Face it, I'm not going to be picking up 150 or 200 watts FTP. It's just not going to happen. So I need to use what I have.

Therefore I need to optimize what I have. This means strategy, of course, but also equipment. I don't have any major developments in store for next year, but I'll be experimenting with some stuff so that, if they work out, I'll be used to using this (new to me) equipment by the time races roll around.

I'll also be refining things. One thing is bike efficiency. This year it took anywhere from 3 to 15 watts simply to turn the cranks - the bearings were awfully tight, and when I initially built the bike, it took a good 7 watts on average to turn the cranks. If I spun like mad (with the chain derailled on purpose) I could hit 15 watts, but I'm using 7 as the number because I'd see that number at reasonable rpms, like 80 rpm or so.

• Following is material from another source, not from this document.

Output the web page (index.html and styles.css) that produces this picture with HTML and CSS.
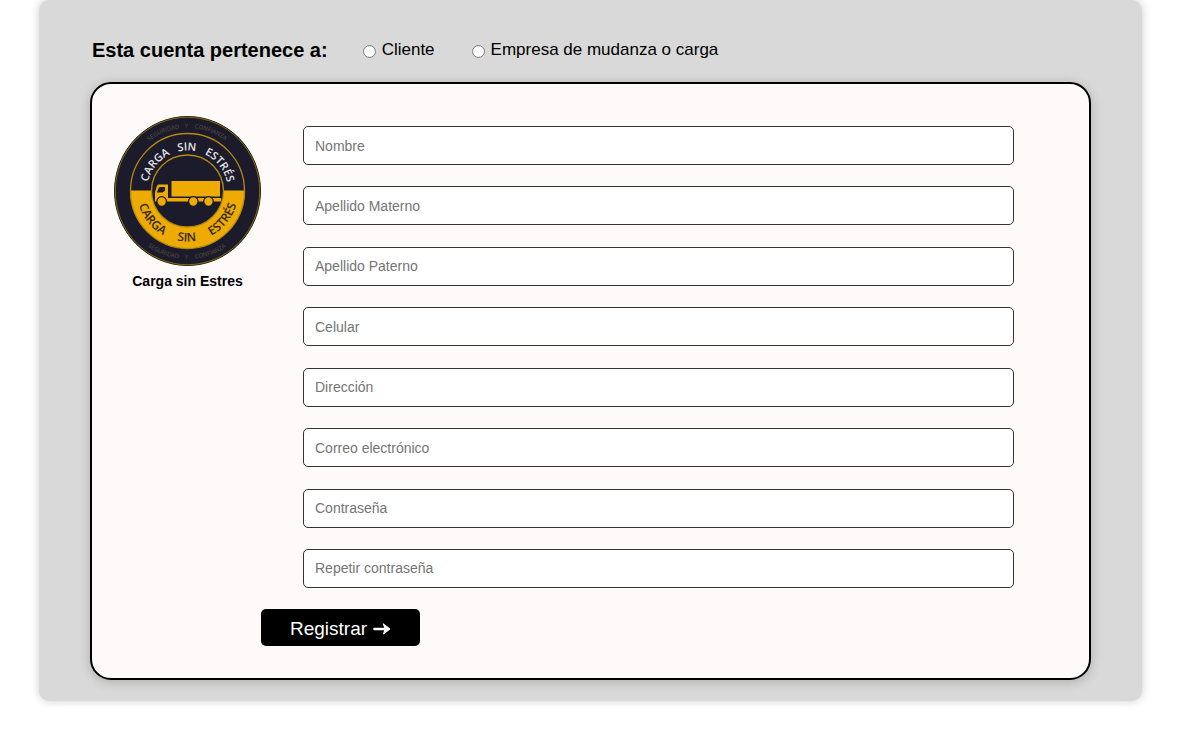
FILE: index.html
```html
<!DOCTYPE html>
<html lang="es">
<head>
<meta charset="utf-8">
<meta name="viewport" content="width=device-width, initial-scale=1">
<title>Carga sin Estres</title>
<link rel="stylesheet" href="styles.css">
</head>
<body>
<main class="panel">
  <form class="signup">
    <div class="account" role="radiogroup" aria-labelledby="account-title">
      <h1 class="account-title" id="account-title">Esta cuenta pertenece a:</h1>
      <label class="option" for="cliente"><input type="radio" name="cuenta" id="cliente">Cliente</label>
      <label class="option" for="empresa"><input type="radio" name="cuenta" id="empresa">Empresa de mudanza o carga</label>
    </div>
    <div class="card">
      <div class="brand">
        <svg class="logo" viewBox="0 0 147 150" aria-hidden="true">
          <defs>
            <path id="top-small" d="M10.500 75A63 63 0 0 1 136.500 75"/>
            <path id="top-large" d="M33 75A40.500 40.500 0 0 1 114 75"/>
            <path id="low-large" d="M23 75A50.500 50.500 0 0 0 124 75"/>
            <path id="low-small" d="M5.500 75A68 68 0 0 0 141.500 75"/>
          </defs>
          <ellipse class="navy gold-line" cx="73.5" cy="75" rx="73" ry="74.5"/>
          <ellipse class="thin-line" cx="73.5" cy="75" rx="72.2" ry="73.7"/>
          <path class="gold" d="M16 74.500H131A57.500 58 0 0 1 16 74.500Z"/>
          <ellipse class="ring" cx="73.500" cy="75" rx="57" ry="57.500"/>
          <circle class="navy ring" cx="73.500" cy="75" r="36"/>
          <g class="small">
            <text><textPath href="#top-small" startOffset="37.500%">SEGURIDAD</textPath></text>
            <text><textPath href="#top-small" startOffset="49.500%">Y</textPath></text>
            <text><textPath href="#top-small" startOffset="62%">CONFIANZA</textPath></text>
            <text><textPath href="#low-small" startOffset="38%">SEGURIDAD</textPath></text>
            <text><textPath href="#low-small" startOffset="49.500%">Y</textPath></text>
            <text><textPath href="#low-small" startOffset="61.500%">CONFIANZA</textPath></text>
          </g>
          <g class="large light">
            <text><textPath href="#top-large" startOffset="21.500%">CARGA</textPath></text>
            <text><textPath href="#top-large" startOffset="49.500%">SIN</textPath></text>
            <text><textPath href="#top-large" startOffset="78.500%">ESTRÉS</textPath></text>
          </g>
          <g class="large dark">
            <text><textPath href="#low-large" startOffset="21.500%">CARGA</textPath></text>
            <text><textPath href="#low-large" startOffset="49.500%">SIN</textPath></text>
            <text><textPath href="#low-large" startOffset="78.500%">ESTRÉS</textPath></text>
          </g>
          <path class="gold" d="M57.500 65H106V80.500H57.500ZM44.500 68.500H54V82H107V85.500H41V76L43 70Q43.500 68.500 44.500 68.500Z"/>
          <path class="navy" d="M43 76L45 71.500Q45.300 71 46 71H51V74.500L48.500 76.500H43Z"/>
          <g class="wheel">
            <circle cx="47.700" cy="85.500" r="4.800"/>
            <circle cx="79.300" cy="85.500" r="4.800"/>
            <circle cx="94.500" cy="85.500" r="4.800"/>
          </g>
        </svg>
        <p class="brand-name">Carga sin Estres</p>
      </div>
      <div class="body">
        <div class="fields">
          <input class="field" type="text" placeholder="Nombre" aria-label="Nombre">
          <input class="field" type="text" placeholder="Apellido Materno" aria-label="Apellido Materno">
          <input class="field" type="text" placeholder="Apellido Paterno" aria-label="Apellido Paterno">
          <input class="field" type="tel" placeholder="Celular" aria-label="Celular">
          <input class="field" type="text" placeholder="Dirección" aria-label="Dirección">
          <input class="field" type="email" placeholder="Correo electrónico" aria-label="Correo electrónico">
          <input class="field" type="password" placeholder="Contraseña" aria-label="Contraseña">
          <input class="field" type="password" placeholder="Repetir contraseña" aria-label="Repetir contraseña">
        </div>
        <button class="submit" type="submit">Registrar
          <svg class="arrow" viewBox="0 0 18 14" aria-hidden="true"><path d="M1.500 7H14"/><path class="arrow-head" d="M10.500 2L17 7L10.500 12L12 7Z"/></svg>
        </button>
      </div>
    </div>
  </form>
</main>
</body>
</html>
```
FILE: styles.css
```css
* {
  box-sizing: border-box;
}

body {
  margin: 0;
  background: #fff;
  color: #000;
  font-family: "Liberation Sans", Arial, sans-serif;
}

.panel {
  margin: 0 37px 29px 39px;
  padding: 38px 51px 21px;
  border-radius: 10px;
  background: #d9d9d9;
  box-shadow: 0 0 10px rgba(0, 0, 0, 0.2);
}

.account {
  display: flex;
  align-items: center;
  height: 24px;
  margin-bottom: 20px;
  padding-left: 2px;
}

.account-title {
  margin: 0 35px 0 0;
  font-size: 20px;
  line-height: 24px;
}

.option {
  display: flex;
  align-items: center;
  gap: 6px;
  margin-right: 37px;
  font-size: 17px;
  line-height: 26px;
}

.option input {
  width: 13px;
  height: 13px;
  margin: 3px 0 0;
}

.card {
  display: flex;
  padding: 32px 75px 32px 22px;
  border: 2px solid #000;
  border-radius: 21px;
  background: #fffafa;
  box-shadow: 0 2px 12px rgba(0, 0, 0, 0.2);
}

.brand {
  flex: none;
  width: 147px;
  text-align: center;
}

.logo {
  display: block;
  width: 147px;
  height: 150px;
}

.brand-name {
  margin: 7px 0 0;
  font-size: 14px;
  font-weight: bold;
  line-height: 16px;
}

.body {
  flex: 1;
  padding-top: 10px;
}

.fields {
  display: flex;
  flex-direction: column;
  justify-content: space-between;
  min-height: 462px;
  margin: 0 0 21px 42px;
}

.field {
  width: 100%;
  height: 39px;
  padding: 0 11px;
  border: 1px solid #333;
  border-radius: 5px;
  background: #fff;
  font: 14px "Liberation Sans", Arial, sans-serif;
}

.field::placeholder {
  color: #757575;
}

.submit {
  display: flex;
  align-items: center;
  gap: 6px;
  height: 37px;
  padding: 3px 29px 0;
  border: 0;
  border-radius: 5px;
  background: #000;
  color: #fff;
  font: 19px "Liberation Sans", Arial, sans-serif;
}

.arrow {
  width: 18px;
  height: 14px;
  fill: none;
  stroke: #fff;
  stroke-width: 2.6;
  stroke-linecap: round;
  stroke-linejoin: round;
}

.arrow-head {
  fill: #fff;
  stroke-width: 1;
}

.navy {
  fill: #1c1b2b;
}

.gold {
  fill: #edab04;
}

.gold-line {
  stroke: #25200f;
}

.thin-line {
  fill: none;
  stroke: #82690f;
}

.ring {
  stroke: #b58a10;
  stroke-width: 1.3;
}

.ring:not(.navy) {
  fill: none;
}

.small,
.large {
  font-family: "Open Sans", sans-serif;
  text-anchor: middle;
}

.small {
  fill: #5d543f;
  font-size: 6px;
}

.large {
  font-size: 11px;
  font-weight: 600;
}

.light {
  fill: #e4e3ea;
}

.dark {
  fill: #33280f;
  font-size: 12px;
}

.wheel {
  fill: #edab04;
  stroke: #1c1b2b;
  stroke-width: 1.3;
}
```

Late in 2010, when someone questioned the number, I checked again, but then my power meter was on the fritz. However the crank didn't index around the clock like it did before, so it's probably closer to 1-2 watts to rotate (it still stops within 1/2 pedal revolution if you spin the unchained crank).

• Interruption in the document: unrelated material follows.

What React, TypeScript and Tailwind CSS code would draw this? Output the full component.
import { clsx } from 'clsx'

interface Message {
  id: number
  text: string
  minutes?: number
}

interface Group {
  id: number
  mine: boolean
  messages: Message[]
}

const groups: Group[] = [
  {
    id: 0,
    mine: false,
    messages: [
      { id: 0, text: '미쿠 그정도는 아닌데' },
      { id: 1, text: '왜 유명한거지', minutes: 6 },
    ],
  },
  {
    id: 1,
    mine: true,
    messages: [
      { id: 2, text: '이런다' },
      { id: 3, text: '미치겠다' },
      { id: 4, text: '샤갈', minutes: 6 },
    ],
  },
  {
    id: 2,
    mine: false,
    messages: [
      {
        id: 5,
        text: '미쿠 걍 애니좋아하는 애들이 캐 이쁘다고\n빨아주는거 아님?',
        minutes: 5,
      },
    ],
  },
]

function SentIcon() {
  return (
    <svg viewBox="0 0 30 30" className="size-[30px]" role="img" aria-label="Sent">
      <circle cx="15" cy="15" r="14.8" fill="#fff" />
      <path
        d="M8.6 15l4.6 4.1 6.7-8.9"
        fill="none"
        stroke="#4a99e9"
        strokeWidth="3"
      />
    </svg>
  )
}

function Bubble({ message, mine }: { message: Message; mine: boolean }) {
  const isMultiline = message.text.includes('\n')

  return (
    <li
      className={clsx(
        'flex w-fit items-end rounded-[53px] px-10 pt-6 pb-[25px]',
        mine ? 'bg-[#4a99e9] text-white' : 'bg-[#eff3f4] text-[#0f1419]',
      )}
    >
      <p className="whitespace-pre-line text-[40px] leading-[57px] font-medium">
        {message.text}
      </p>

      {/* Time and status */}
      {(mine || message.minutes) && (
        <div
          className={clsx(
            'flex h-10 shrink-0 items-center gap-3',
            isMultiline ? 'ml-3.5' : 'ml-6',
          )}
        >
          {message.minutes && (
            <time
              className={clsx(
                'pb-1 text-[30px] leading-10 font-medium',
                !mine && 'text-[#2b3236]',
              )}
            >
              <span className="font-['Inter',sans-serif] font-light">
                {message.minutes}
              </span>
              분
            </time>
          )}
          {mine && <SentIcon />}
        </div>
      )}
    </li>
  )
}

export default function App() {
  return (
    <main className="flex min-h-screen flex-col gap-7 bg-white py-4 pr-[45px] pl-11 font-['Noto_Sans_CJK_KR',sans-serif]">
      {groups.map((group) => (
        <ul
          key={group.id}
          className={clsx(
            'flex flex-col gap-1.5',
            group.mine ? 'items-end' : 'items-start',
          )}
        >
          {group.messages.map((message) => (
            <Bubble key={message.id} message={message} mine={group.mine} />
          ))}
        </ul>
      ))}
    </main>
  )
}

I plan on honing out the BB shell, installing new bearings if necessary, and getting that 1-2 watt number down to zero. The new frame should be at zero also.

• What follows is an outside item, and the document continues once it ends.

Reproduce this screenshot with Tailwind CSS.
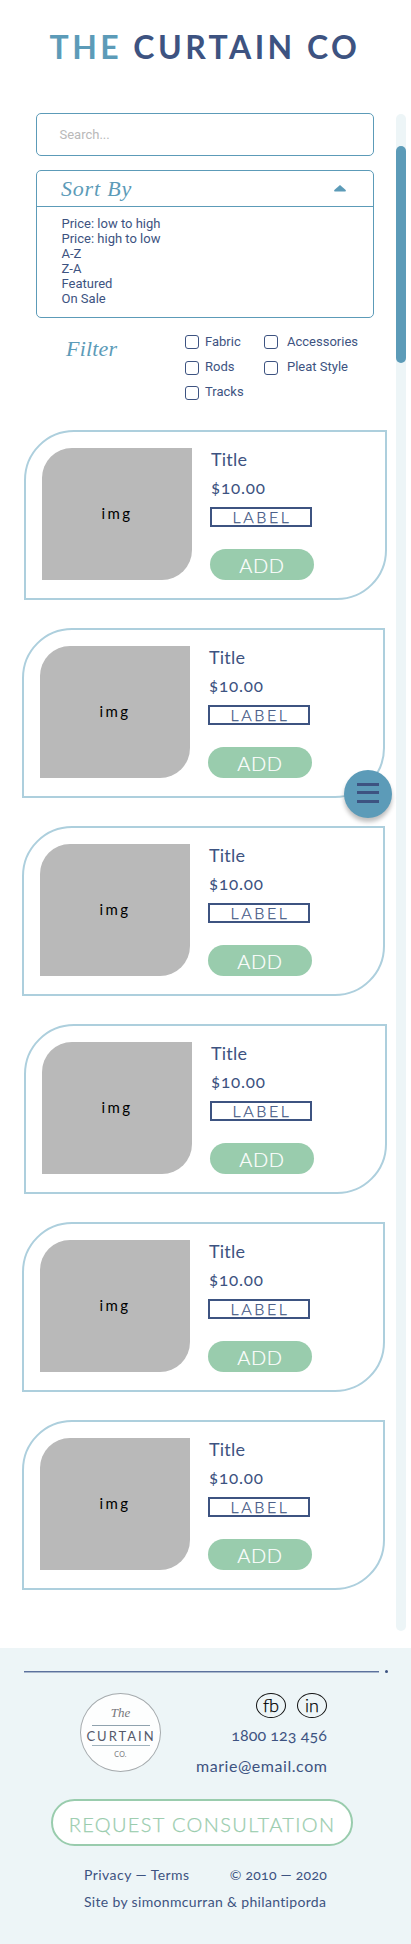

I'll be using some different equipment too, and I'll see how that affects my riding. You'll see my experiments in action if I find they work out with no negatives in my experiments. In other words, even if the benefit seems minor, if it doesn't adversely affect my riding, I'll take the benefit.

With that I think it's time to head out to the garage and the red car. The other day it was 33 degrees (the blue car told me it was "icy" and its summer tires had wood-like traction), and a customer noticed a tiny snowflake.

Winter can't be too far away.


Anonymous said...

Hmmmmmm......Pre-winter checklist;

Aki said...

First I need to get permission from the town. Then I go for everything else. Letter is all printed out, just need to sign and mail.